Se abrió en palabras que parecían contenidas allí desde el inicio, pero que sólo en esta noche quiso decir, al calor de la Pascua que se avecinaba. Les habló del Amor y del dolor, de su partida y su retorno, de las persecuciones y del odio del mundo… Les dejó un mandamiento que allí –y desde allí- parece siempre imposible: “amar como Él”. ¿Quién podría? ¿Cómo hacerlo? Las palabras fluían nítidas y armoniosas, como si fuera entonces la última sinfonía que llegaría a ejecutar, una síntesis perfecta de todo su mensaje, alternando la alegría y la preocupación en sus gestos y expresiones.
Se abrió su corazón, sobre todo, cuando en medio de su discurso, intercalado entre oraciones al Padre y recomendaciones de padre, entre la metáfora del parto y la vid y los sarmientos, allí, poco después de llamarlos “amigos”, tomó el Pan.
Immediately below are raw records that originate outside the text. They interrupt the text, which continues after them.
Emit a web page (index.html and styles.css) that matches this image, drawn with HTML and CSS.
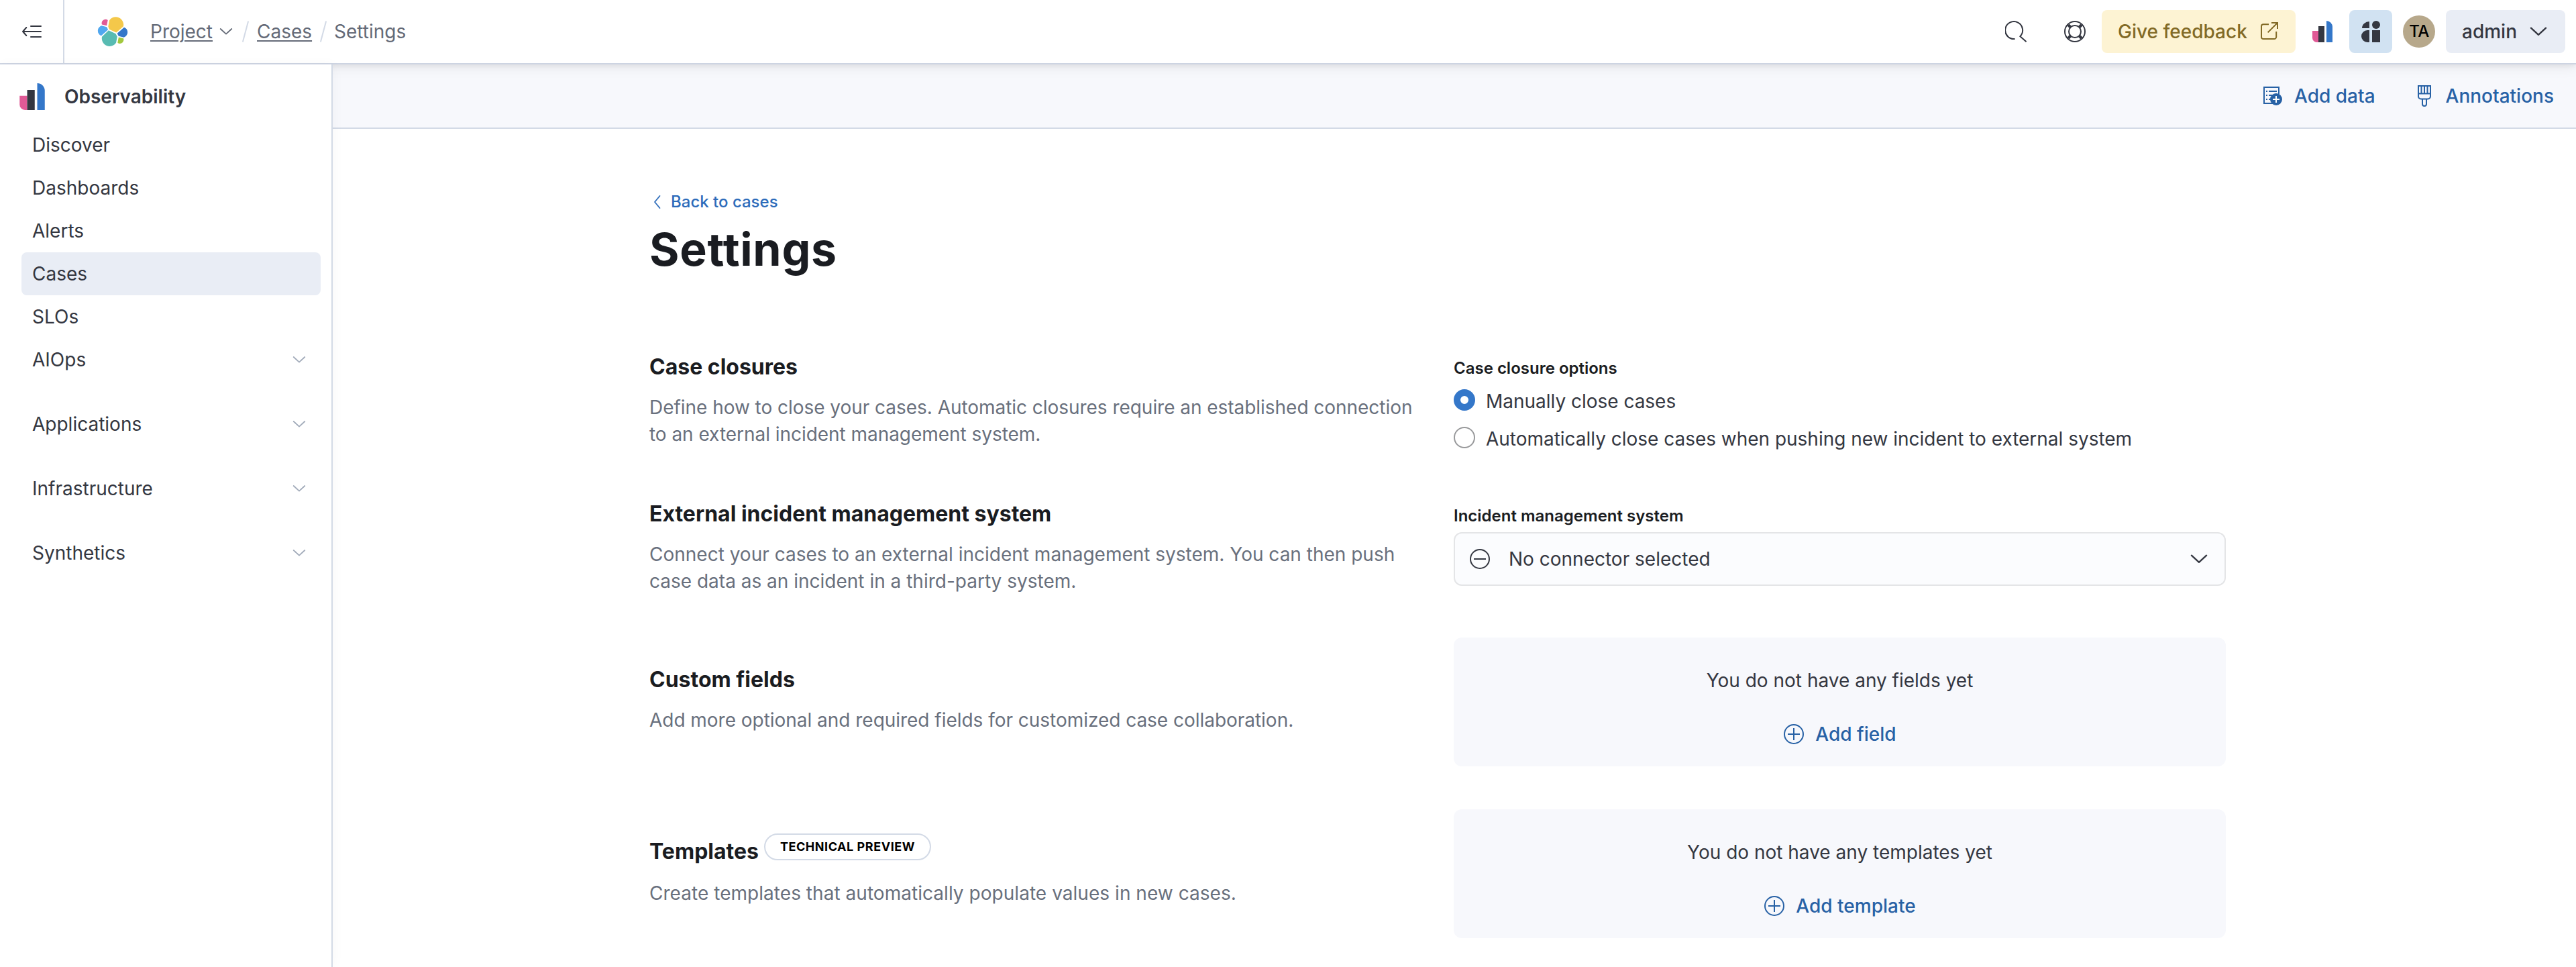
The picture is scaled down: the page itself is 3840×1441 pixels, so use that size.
FILE: index.html
```html
<!DOCTYPE html>
<html lang="en">
<head>
<meta charset="utf-8">
<title>Settings - Cases</title>
<link rel="stylesheet" href="styles.css">
</head>
<body>
<svg class="defs" width="0" height="0" aria-hidden="true">
  <symbol id="chevron" viewBox="0 0 32 32"><path d="M4.900 10.700 16 20.800 27.100 10.700" fill="none" stroke="currentColor" stroke-width="2.400" stroke-linecap="round" stroke-linejoin="round"/></symbol>
  <symbol id="observability" viewBox="0 0 32 32"><path fill="#e05a96" d="M1 15v10.500A6.500 6.500 0 0 0 7.500 32H10V15z"/><path fill="#343741" d="M10 8h9v24h-9z"/><path fill="#3477c9" d="M22 32h9V9a9 9 0 0 0-9-9z"/></symbol>
  <symbol id="plus-circle" viewBox="0 0 32 32"><g fill="none" stroke="currentColor" stroke-width="2"><circle cx="16" cy="16" r="14"/><path d="M16 7v18M7 16h18"/></g></symbol>
</svg>

<header class="header">
  <button class="menu-button" aria-label="Collapse navigation"><svg class="icon" viewBox="0 0 32 32"><path d="M3 16h27M15 8H30M15 24H30M8.300 10 3 16l5.300 6" fill="none" stroke="currentColor" stroke-width="2" stroke-linecap="round" stroke-linejoin="round"/></svg></button>
  <svg class="elastic-logo" viewBox="0 0 32 32"><path fill="#f4c84a" d="M12.580 13.787l7.002 3.211 7.066-6.213a7.850 7.850 0 0 0 .152-1.557c0-4.287-3.464-7.775-7.722-7.775a7.708 7.708 0 0 0-6.372 3.380l-1.176 6.126z"/><path fill="#58bbb2" d="M5.333 21.228A7.964 7.964 0 0 0 5.180 22.800c0 4.300 3.486 7.800 7.770 7.800a7.730 7.730 0 0 0 6.415-3.420l1.166-6.104-1.557-2.992-7.030-3.220z"/><path fill="#e05a96" d="M5.288 9.067l4.800 1.137L11.140 4.730a3.786 3.786 0 0 0-6.090 3.030 3.810 3.810 0 0 0 .239 1.307"/><path fill="#50a7ef" d="M4.872 10.214c-2.145.714-3.640 2.779-3.640 5.052 0 2.213 1.363 4.190 3.410 4.973l6.735-6.120-1.236-2.656z"/><path fill="#a2c83e" d="M20.873 27.180a3.748 3.748 0 0 0 2.286.782 3.786 3.786 0 0 0 3.785-3.790 3.810 3.810 0 0 0-.238-1.305l-4.796-1.127z"/><path fill="#3477c9" d="M21.848 20.563l5.280 1.238c2.147-.715 3.640-2.780 3.640-5.054a5.328 5.328 0 0 0-3.418-4.965l-6.905 6.080z"/></svg>
  <nav class="breadcrumbs">
    <a class="crumb-link project" href="#">Project</a><svg class="crumb-chevron"><use href="#chevron"/></svg>
    <span class="slash"></span>
    <a class="crumb-link" href="#">Cases</a>
    <span class="slash"></span>
    <span class="crumb-current">Settings</span>
  </nav>
  <div class="header-actions">
    <svg class="icon search" viewBox="0 0 16 16"><path d="M7.300 13.500A6.500 6.500 0 1 1 11.200 11.600L15.800 15.600" fill="none" stroke="currentColor"/></svg>
    <svg class="icon help" viewBox="0 0 32 32"><g fill="none" stroke="currentColor"><circle cx="16" cy="16" r="15" stroke-width="2"/><circle cx="16" cy="16" r="9" stroke-width="2"/><path d="m6 6 4 4m12 12 4 4M26 6l-4 4M10 22l-4 4" stroke-width="4.500"/></g></svg>
    <a class="button feedback" href="#">Give feedback<svg class="icon" viewBox="0 0 16 16"><path d="M8 2.600H4A1.500 1.500 0 0 0 2.500 4.100v8A1.500 1.500 0 0 0 4 13.500h8.100a1.500 1.500 0 0 0 1.500-1.500V8M7.300 8.700l7.200-7.200M10 1.500h4.500V6" fill="none" stroke="currentColor"/></svg></a>
    <svg class="icon observability"><use href="#observability"/></svg>
    <button class="news" aria-label="What's new"><svg class="icon" viewBox="0 0 32 32" fill="currentColor"><path d="M3 11h11V1A11 10 0 0 0 3 11z"/><circle cx="24" cy="6" r="6"/><path d="M14 14v18h-3a9 9 0 0 1 0-18zM18 14h12v18H18z"/></svg></button>
    <span class="avatar">TA</span>
    <button class="button admin">admin<svg class="icon"><use href="#chevron"/></svg></button>
  </div>
</header>

<div class="page">
  <aside class="sidebar">
    <div class="solution"><svg class="solution-logo"><use href="#observability"/></svg>Observability</div>
    <nav class="nav">
      <a class="nav-item">Discover</a>
      <a class="nav-item">Dashboards</a>
      <a class="nav-item">Alerts</a>
      <a class="nav-item selected">Cases</a>
      <a class="nav-item">SLOs</a>
      <a class="nav-item group">AIOps<svg class="nav-chevron"><use href="#chevron"/></svg></a>
      <a class="nav-item group">Applications<svg class="nav-chevron"><use href="#chevron"/></svg></a>
      <a class="nav-item group">Infrastructure<svg class="nav-chevron"><use href="#chevron"/></svg></a>
      <a class="nav-item group">Synthetics<svg class="nav-chevron"><use href="#chevron"/></svg></a>
    </nav>
  </aside>

  <div class="main">
    <div class="toolbar">
      <a class="action" href="#"><svg class="icon" viewBox="0 0 32 32"><path d="M3 3h22v24H3z" fill="none" stroke="currentColor" stroke-width="2"/><path d="M6 9h2M10 9h12M6 15h2M10 15h8M6 21h2M10 21h6" stroke="currentColor" stroke-width="2"/><circle cx="21" cy="21" r="9" fill="currentColor"/><path d="M21 16v10M16 21h10" stroke="#fff" stroke-width="2"/></svg>Add data</a>
      <a class="action" href="#"><svg class="icon" viewBox="0 0 32 32"><path d="M7 1h18v15.500a4 4 0 0 1-4 4H11a4 4 0 0 1-4-4zM7 12.500h18M11.500 1v11M16 1v11M20.500 1v11M13 20.500V28a3 3 0 0 0 6 0v-7.500" fill="none" stroke="currentColor" stroke-width="2"/></svg>Annotations</a>
    </div>

    <main class="content">
      <a class="back" href="#"><svg class="back-chevron" viewBox="0 0 24 24"><path d="M15.500 3 8 12l7.500 9" fill="none" stroke="currentColor" stroke-width="1.800" stroke-linecap="round" stroke-linejoin="round"/></svg>Back to cases</a>
      <h1 class="page-title">Settings</h1>

      <section class="row closures">
        <div class="about">
          <h2>Case closures</h2>
          <p>Define how to close your cases. Automatic closures require an established connection<br>to an external incident management system.</p>
        </div>
        <div class="control">
          <div class="label">Case closure options</div>
          <label class="option"><span class="radio checked"></span><span class="option-text">Manually close cases</span></label>
          <label class="option"><span class="radio"></span><span class="option-text">Automatically close cases when pushing new incident to external system</span></label>
        </div>
      </section>

      <section class="row connector">
        <div class="about">
          <h2>External incident management system</h2>
          <p>Connect your cases to an external incident management system. You can then push<br>case data as an incident in a third-party system.</p>
        </div>
        <div class="control">
          <div class="label">Incident management system</div>
          <div class="select"><svg class="icon" viewBox="0 0 32 32"><g fill="none" stroke="currentColor" stroke-width="2"><circle cx="16" cy="16" r="14"/><path d="M7 16h18"/></g></svg><span class="select-value">No connector selected</span><svg class="icon"><use href="#chevron"/></svg></div>
        </div>
      </section>

      <section class="row fields">
        <div class="about">
          <h2>Custom fields</h2>
          <p>Add more optional and required fields for customized case collaboration.</p>
        </div>
        <div class="panel">
          <span>You do not have any fields yet</span>
          <a class="action" href="#"><svg class="icon"><use href="#plus-circle"/></svg>Add field</a>
        </div>
      </section>

      <section class="row templates">
        <div class="about">
          <h2>Templates<span class="badge">Technical preview</span></h2>
          <p>Create templates that automatically populate values in new cases.</p>
        </div>
        <div class="panel">
          <span>You do not have any templates yet</span>
          <a class="action" href="#"><svg class="icon"><use href="#plus-circle"/></svg>Add template</a>
        </div>
      </section>
    </main>
  </div>
</div>
</body>
</html>
```
FILE: styles.css
```css
* { box-sizing: border-box; }
body {
  margin: 0;
  height: 1441px;
  overflow: hidden;
  display: flex;
  flex-direction: column;
  background: #fff;
  color: #343741;
  font: 400 28px/40px Inter, "Liberation Sans", sans-serif;
}
a { color: inherit; text-decoration: none; }
button { border: 0; padding: 0; background: none; color: inherit; font: inherit; }
h1, h2, p { margin: 0; }
svg { flex: none; display: block; }
.defs { position: absolute; }
.icon { width: 32px; height: 32px; }

/* Header */
.header {
  position: relative;
  z-index: 2;
  flex: none;
  height: 96px;
  display: flex;
  align-items: center;
  background: #fff;
  border-bottom: 2px solid #cdd4e2;
  box-shadow: 0 2px 8px rgba(0, 0, 0, .07), 0 6px 18px rgba(0, 0, 0, .06);
}
.menu-button {
  width: 96px;
  height: 94px;
  padding-left: 31px;
  border-right: 2px solid #d3dae6;
}
.elastic-logo { width: 48px; height: 48px; margin-left: 48px; }
.breadcrumbs { display: flex; align-items: center; margin-left: 32px; color: #646a77; }
.crumb-link { text-decoration: underline; text-decoration-thickness: 2px; text-underline-offset: 3px; }
.crumb-chevron { width: 24px; height: 24px; margin-left: 8px; }
.slash { width: 2px; height: 32px; margin: 0 16px; background: #d3dae6; transform: rotate(15deg); }
.crumb-current { margin-left: -1px; }
.header-actions { display: flex; align-items: center; margin-left: auto; margin-right: 16px; }
.search { margin-right: 56px; }
.help { margin-right: 24px; }
.button {
  height: 64px;
  padding: 0 24px;
  display: flex;
  align-items: center;
  justify-content: space-between;
  border-radius: 8px;
  font-weight: 500;
}
.feedback { width: 289px; background: #fdf3d3; color: #826a26; }
.observability { margin: 0 24px; }
.news {
  width: 64px;
  height: 64px;
  display: grid;
  place-items: center;
  border-radius: 8px;
  background: #d1e2f2;
}
.avatar {
  width: 48px;
  height: 48px;
  margin: 0 16px;
  border-radius: 50%;
  background: #b7a88b;
  color: #000;
  font-size: 24px;
  font-weight: 500;
  line-height: 48px;
  text-align: center;
  letter-spacing: -.5px;
}
.admin { width: 178px; background: #e9edf5; }

/* Sidebar */
.page { flex: 1; display: flex; min-height: 0; }
.sidebar {
  position: relative;
  z-index: 3;
  flex: none;
  width: 496px;
  padding: 16px 16px 0;
  background: #fff;
  border-right: 2px solid #d3dae6;
  box-shadow: 2px 0 16px rgba(0, 0, 0, .03);
}
.solution {
  height: 64px;
  margin: 0 0 8px 12px;
  display: flex;
  align-items: center;
  gap: 28px;
  font-weight: 600;
}
.solution-logo { width: 40px; height: 40px; }
.nav { padding-left: 16px; }
.nav-item {
  height: 64px;
  padding: 0 20px 0 16px;
  display: flex;
  align-items: center;
  justify-content: space-between;
  border-radius: 8px;
}
.nav-item.selected { background: #e9edf5; }
.nav-item.group { margin-bottom: 32px; }
.nav-chevron { width: 24px; height: 24px; color: #a2abba; }

/* Main */
.main { flex: 1; min-width: 0; }
.toolbar {
  height: 96px;
  padding-right: 33px;
  display: flex;
  align-items: center;
  justify-content: flex-end;
  gap: 57px;
  background: #f7f8fc;
  border-bottom: 2px solid #d3dae6;
}
.action {
  display: flex;
  align-items: center;
  gap: 16px;
  color: #2761a5;
  font-weight: 500;
}
.content { width: 2350px; margin-left: 472px; padding-top: 89px; }
.back {
  height: 40px;
  display: flex;
  align-items: center;
  gap: 8px;
  color: #2c6bba;
  font-size: 24px;
  font-weight: 500;
}
.back-chevron { width: 24px; height: 24px; }
.page-title {
  margin-top: 10px;
  color: #1a1c21;
  font-size: 68px;
  font-weight: 700;
  line-height: 80px;
  letter-spacing: .7px;
}
.row { display: grid; grid-template-columns: 1151px 1151px; column-gap: 48px; }
.closures { height: 220px; margin-top: 115px; }
.connector { height: 204px; }
.fields { height: 256px; }
h2 { height: 40px; color: #1a1c21; font-size: 32px; font-weight: 700; line-height: 40px; }
.about p { margin-top: 20px; color: #69707d; }
.closures .about { padding-top: 1px; }
.closures .about p { letter-spacing: -.04px; }
.fields .about, .templates .about { padding-top: 43px; }
.fields .about p { letter-spacing: -.03px; }
.templates .about p { margin-top: 22px; letter-spacing: .04px; }
.control { padding-top: 5px; }
.label { color: #1a1c21; font-size: 24px; font-weight: 600; line-height: 36px; }
.option { height: 32px; margin-top: 13px; display: flex; align-items: center; gap: 16px; letter-spacing: -.02px; }
.option + .option { margin-top: 24px; }
.option-text { padding-top: 4px; }
.radio { flex: none; width: 32px; height: 32px; border: 2px solid #98999b; border-radius: 50%; background: #fff; }
.radio.checked { border: 10px solid #3477c9; }
.select {
  height: 80px;
  margin-top: 6px;
  padding: 0 22px 0 21px;
  display: flex;
  align-items: center;
  border: 2px solid #e4e5e7;
  border-radius: 12px;
  background: #fbfcfe;
}
.select-value { flex: 1; margin-left: 27px; }
.panel {
  height: 192px;
  padding: 44px 0 28px;
  display: flex;
  flex-direction: column;
  align-items: center;
  justify-content: space-between;
  border-radius: 12px;
  background: #f7f8fc;
}
.badge {
  display: inline-block;
  height: 40px;
  margin-left: 8px;
  padding: 0 22px;
  border: 2px solid #d3dae6;
  border-radius: 20px;
  color: #000;
  font-size: 18px;
  line-height: 36px;
  letter-spacing: .55px;
  text-transform: uppercase;
  vertical-align: top;
  position: relative;
  top: -7px;
}
```
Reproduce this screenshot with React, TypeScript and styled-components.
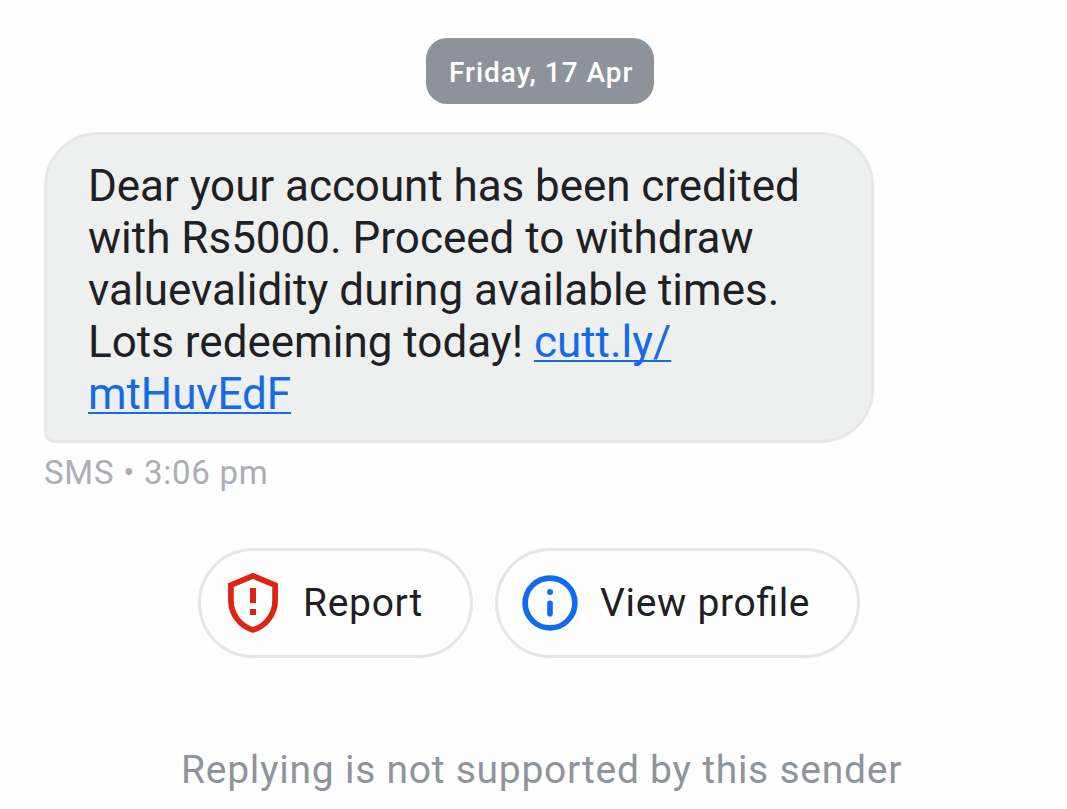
import React from "react";
import styled, { createGlobalStyle } from "styled-components";

const GlobalStyle = createGlobalStyle`
  * { box-sizing: border-box; }
  body { margin: 0; background: #fefefe; font-family: Roboto, sans-serif; overflow: hidden; }
`;

const Thread = styled.main`
  display: flex;
  flex-direction: column;
  width: 1067px;
  height: 809px;
  padding-top: 38px;
  overflow: hidden;
`;

const DateChip = styled.time`
  display: flex;
  align-items: center;
  width: 228px;
  height: 66px;
  margin-left: 426px;
  padding: 3px 0 0 23px;
  border-radius: 21px;
  background: #8d939b;
  color: #fff;
  font-size: 28px;
  font-weight: 500;
  letter-spacing: 0.98px;
  white-space: nowrap;
`;

const Bubble = styled.p`
  width: 830px;
  height: 311px;
  margin: 28px 0 0 44px;
  padding: 25px 0 0 41px;
  border: 3px solid #e5e8e7;
  border-radius: 54px 54px 54px 11px;
  background: #eef0f0;
  color: #1e2023;
  font-size: 44px;
  line-height: 52px;
`;

const Line = styled.span<{ $spacing?: number }>`
  display: block;
  white-space: nowrap;
  letter-spacing: ${(p) => p.$spacing ?? 0}px;
`;

const Link = styled.a`
  color: #146ae8;
  text-decoration: underline;
  text-decoration-thickness: 2px;
  text-underline-offset: 3px;
  text-decoration-skip-ink: none;
`;

const Meta = styled.div`
  margin: 10px 0 0 44px;
  color: #abaeb3;
  font-size: 33px;
  line-height: 40px;
  letter-spacing: 0.74px;
`;

const Actions = styled.div`
  display: flex;
  gap: 22px;
  margin: 55px 0 0 198px;
`;

const Action = styled.button<{ $width: number }>`
  display: flex;
  align-items: center;
  gap: 20px;
  width: ${(p) => p.$width}px;
  height: 110px;
  padding: 0 0 0 22px;
  border: 3px solid #e5e7e7;
  border-radius: 55px;
  background: #fefefe;
  color: #1e2023;
  font: 400 39px/46px Roboto, sans-serif;
  font-feature-settings: "liga" 1;
  letter-spacing: 0.68px;
  white-space: nowrap;
`;

const Icon = styled.svg`
  flex: none;
  width: 60px;
  height: 64px;
`;

const Notice = styled.footer`
  margin: 89px 0 0 181px;
  color: #8e949a;
  font-size: 39px;
  line-height: 46px;
  letter-spacing: 0.75px;
  white-space: nowrap;
`;

export default function App() {
  return (
    <>
      <GlobalStyle />
      <Thread>
        <DateChip>Friday, 17 Apr</DateChip>
        <Bubble>
          <Line $spacing={-0.06}>Dear your account has been credited</Line>
          <Line>with Rs5000. Proceed to withdraw</Line>
          <Line $spacing={0.03}>valuevalidity during available times.</Line>
          <Line>Lots redeeming today! <Link href="#">cutt.ly/</Link></Line>
          <Line $spacing={-0.08}><Link href="#">mtHuvEdF</Link></Line>
        </Bubble>
        <Meta>SMS • 3:06 pm</Meta>
        <Actions>
          <Action $width={275}>
            <Icon viewBox="0 0 60 64" fill="none">
              <path d="M30 4.9 52.1 14.2V29.5C52.1 43 43 55.2 30 58.9 17 55.2 7.9 43 7.9 29.5V14.2Z" stroke="#dd2312" strokeWidth="5.7" />
              <path d="M30 17V32M30 38V44" stroke="#dd2312" strokeWidth="6" />
            </Icon>
            Report
          </Action>
          <Action $width={365}>
            <Icon viewBox="0 0 60 64" fill="none">
              <circle cx="30" cy="32" r="24.9" stroke="#106bf0" strokeWidth="5.6" />
              <path d="M30 32.4V42.8" stroke="#106bf0" strokeWidth="5.6" strokeLinecap="round" />
              <circle cx="30" cy="21" r="3" fill="#106bf0" />
            </Icon>
            View profile
          </Action>
        </Actions>
        <Notice>Replying is not supported by this sender</Notice>
      </Thread>
    </>
  );
}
Todos pensaron que simplemente seguiría la conocida estructura ritual de la Cena, pero no. Era otra cosa, algo diferente. Los tres que habían subido al Tabor vieron en sus ojos algo del resplandor de aquella vez, y en sus manos algo del poder del día de la multiplicación. Pero su voz tenía y parecía un eco de la voz creadora que, en el origen, dijo: “Que exista la luz”. Y partió ese pan y luego compartió esa copa.
“Esto es mi Cuerpo”, “este es el cáliz de mi Sangre”, pronunció con un atisbo de emoción y con la seriedad de la muerte. Y recordaron aquella mañana en Cafarnaúm, cuando los judíos habían decidido matarlo… Ellos estaban allí, sus corazones todavía eran duros, y sin embargo, creyeron, o intentaron creer. Sólo tiempo después dimensionarían lo que acababa de ocurrir.
Cuando comieron el Pan y bebieron de la Copa, sintieron que un espacio interior desconocido, un espacio que hasta entonces había estado vacío, como en espera, quedaba completo y saciado. Una nueva presencia habitaba en su interior. Una nueva misión se abría ante su mirada, sobre todo cuando lo escucharon decir: “hagan esto en memoria mía”. Su rostro irradiaba entonces Amor, sólo Amor, perfecto y eterno Amor.
La Nueva Alianza, la celebración de las Bodas que en Caná habían comenzado, estaban a punto de entrar en su momento crucial. El Esposo estaba ya preparado para consumar ese Pacto perpetuo y eterno de Amor de Dios con la humanidad.